Author: Dann Corbit
Date: 21:05:25 09/05/02
Go up one level in this thread
On September 05, 2002 at 23:44:54, Robert Hyatt wrote:
[snip]
>That is the point. Super-linear speedup is a direct proof of bad move
>ordering, as that is the only way to get one. I get a few (I am going to
>post a set of positions for Martin in just a few minutes) but those are
>offset (more than offset actually) by less than linear speedups in other
>positions...
Improved move ordering is one way to get more than linear speedup. But I think
that there may be others.
Consider chasing the pv with one of the CPU's. As long as you have the move
ordering perfect, and you are not running down a blind canyon, you might
(should) be getting improvement for each forward ply of the pv.
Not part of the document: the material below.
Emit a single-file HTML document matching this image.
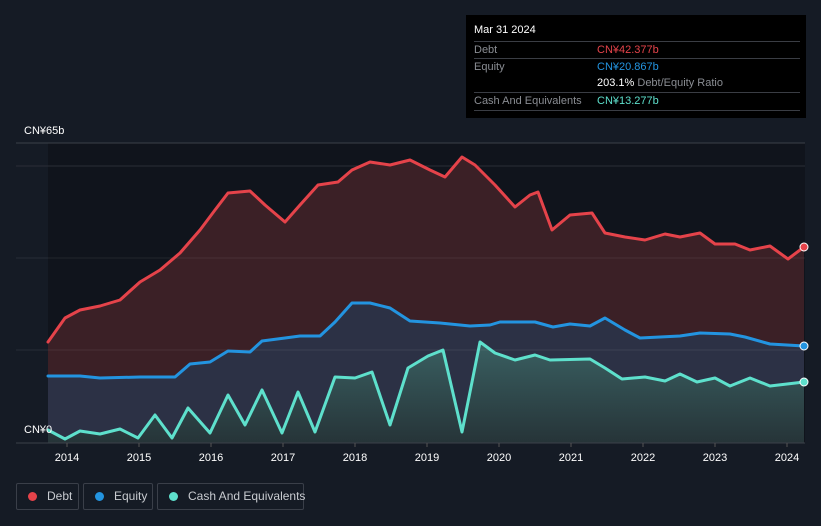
<!DOCTYPE html>
<html><head><meta charset="utf-8"><style>
html,body{margin:0;background:#151b25;width:821px;height:526px;overflow:hidden;font-family:"Liberation Sans",sans-serif;position:relative}
.t{position:absolute;color:#fff;font-size:11px}
.tip{position:absolute;left:466px;top:15px;width:340px;height:103px;background:#000;font-size:11px}
.row{position:absolute;left:8px;width:326px;border-top:1px solid #3a3d44;height:17px;line-height:17px;color:#8a8d93}
.row b{position:absolute;left:123px;font-weight:normal}
.leg{position:absolute;top:483px;height:27px;border:1px solid #3a3f49;border-radius:2px;color:#c8cbd0;font-size:12px;line-height:25px;box-sizing:border-box;white-space:nowrap}
.dot{display:inline-block;width:9px;height:9px;border-radius:50%;margin:0 10px 0 11px;vertical-align:-1px}
</style></head><body>
<svg width="821" height="526" style="position:absolute;left:0;top:0">
<defs><linearGradient id="cg" x1="0" y1="0" x2="0" y2="1"><stop offset="0" stop-color="#3a6062"/><stop offset="1" stop-color="#263438"/></linearGradient></defs>
<rect x="48" y="143" width="757" height="300" fill="#10141c"/>
<line x1="16" y1="143" x2="805" y2="143" stroke="#3c4049"/>
<line x1="16" y1="166" x2="805" y2="166" stroke="#2a2e36"/>
<polygon fill="#3b2026" points="48,342 65,318 80,310 100,306 120,300 140,282 160,270 180,253 200,230 215,210 228,193 250,191 265,205 285,222 300,205 318,185 338,182 352,170 370,162 390,165 410,160 430,170 445,177 462,157 475,165 495,185 515,207 530,195 538,192 552,230 570,215 592,213 605,233 625,237 645,240 665,234 680,237 700,233 715,244 735,244 750,250 770,246 788,259 804,247 804,443 48,443"/>
<polygon fill="#2c3145" points="48,376 80,376 100,378 140,377 175,377 190,364 210,362 228,351 250,352 262,341 285,338 300,336 320,336 335,322 352,303 370,303 390,308 410,321 440,323 470,326 490,325 500,322 535,322 553,327 570,324 590,326 605,318 625,330 640,338 680,336 700,333 730,334 745,337 770,344 804,346 804,443 48,443"/>
<polygon fill="url(#cg)" points="48,430 65,439 80,431 100,434 120,429 138,438 155,415 172,438 188,408 210,433 228,395 245,425 262,390 282,433 298,392 315,432 335,377 355,378 372,372 390,425 408,368 428,356 443,350 462,432 480,342 495,353 515,360 535,355 550,360 590,359 605,368 622,379 645,377 665,381 680,374 697,382 715,378 730,386 750,378 770,386 804,382 804,443 48,443"/>
<line x1="16" y1="258" x2="805" y2="258" stroke="#ffffff" stroke-opacity=".08"/>
<line x1="16" y1="350" x2="805" y2="350" stroke="#ffffff" stroke-opacity=".08"/>
<g fill="none" stroke-width="3" stroke-linejoin="round" stroke-linecap="round">
<polyline stroke="#e5434a" points="48,342 65,318 80,310 100,306 120,300 140,282 160,270 180,253 200,230 215,210 228,193 250,191 265,205 285,222 300,205 318,185 338,182 352,170 370,162 390,165 410,160 430,170 445,177 462,157 475,165 495,185 515,207 530,195 538,192 552,230 570,215 592,213 605,233 625,237 645,240 665,234 680,237 700,233 715,244 735,244 750,250 770,246 788,259 804,247"/>
<polyline stroke="#2394e0" points="48,376 80,376 100,378 140,377 175,377 190,364 210,362 228,351 250,352 262,341 285,338 300,336 320,336 335,322 352,303 370,303 390,308 410,321 440,323 470,326 490,325 500,322 535,322 553,327 570,324 590,326 605,318 625,330 640,338 680,336 700,333 730,334 745,337 770,344 804,346"/>
<polyline stroke="#5ee0cc" points="48,430 65,439 80,431 100,434 120,429 138,438 155,415 172,438 188,408 210,433 228,395 245,425 262,390 282,433 298,392 315,432 335,377 355,378 372,372 390,425 408,368 428,356 443,350 462,432 480,342 495,353 515,360 535,355 550,360 590,359 605,368 622,379 645,377 665,381 680,374 697,382 715,378 730,386 750,378 770,386 804,382"/>
</g>
<circle cx="804" cy="247" r="4" fill="#e5434a" stroke="#fff"/>
<circle cx="804" cy="346" r="4" fill="#2394e0" stroke="#fff"/>
<circle cx="804" cy="382" r="4" fill="#5ee0cc" stroke="#fff"/>
<line x1="16" y1="443" x2="805" y2="443" stroke="#3c4049"/>
<g stroke="#555" ><line x1="67" y1="443" x2="67" y2="447"/><line x1="139" y1="443" x2="139" y2="447"/><line x1="211" y1="443" x2="211" y2="447"/><line x1="283" y1="443" x2="283" y2="447"/><line x1="355" y1="443" x2="355" y2="447"/><line x1="427" y1="443" x2="427" y2="447"/><line x1="499" y1="443" x2="499" y2="447"/><line x1="571" y1="443" x2="571" y2="447"/><line x1="643" y1="443" x2="643" y2="447"/><line x1="715" y1="443" x2="715" y2="447"/><line x1="787" y1="443" x2="787" y2="447"/></g>
<g fill="#fff" font-size="11" text-anchor="middle" font-family="Liberation Sans,sans-serif">
<text x="67" y="461">2014</text><text x="139" y="461">2015</text><text x="211" y="461">2016</text><text x="283" y="461">2017</text><text x="355" y="461">2018</text><text x="427" y="461">2019</text><text x="499" y="461">2020</text><text x="571" y="461">2021</text><text x="643" y="461">2022</text><text x="715" y="461">2023</text><text x="787" y="461">2024</text>
</g>
</svg>
<div class="t" style="left:24px;top:125px">CN¥65b</div>
<div class="t" style="left:24px;top:424px">CN¥0</div>
<div class="tip">
<div style="position:absolute;left:8px;top:9px;color:#fff">Mar 31 2024</div>
<div class="row" style="top:26px">Debt<b style="color:#e5434a">CN¥42.377b</b></div>
<div class="row" style="top:43px">Equity<b style="color:#2394e0">CN¥20.867b</b></div>
<div class="row" style="top:60px;border-top:none"><b style="color:#fff">203.1% <span style="color:#8a8d93">Debt/Equity Ratio</span></b></div>
<div class="row" style="top:77px;border-bottom:1px solid #3a3d44">Cash And Equivalents<b style="color:#5ee0cc">CN¥13.277b</b></div>
</div>
<div class="leg" style="left:16px;width:63px"><span class="dot" style="background:#e5434a"></span>Debt</div>
<div class="leg" style="left:83px;width:70px"><span class="dot" style="background:#2394e0"></span>Equity</div>
<div class="leg" style="left:157px;width:147px"><span class="dot" style="background:#5ee0cc"></span>Cash And Equivalents</div>
</body></html>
Now, as the
second (or nth or whatever) CPU chases along the PV and analyzes, it fills the
hash table with goodies about the future. Some other searches will see this
{far into the future} data and instead of a ce of +0.2 it is a ce of +1.4. This
causes all the poor searches to cut off much more easily. Perhaps it can reduce
the tree to 1/10 of its former size.
So what I am suggesting is that some *other* searching method than a "brute
expansion of the a/b search tree by labor division" might shrink the tree. And
not just by move ordering but also by improved cutoffs.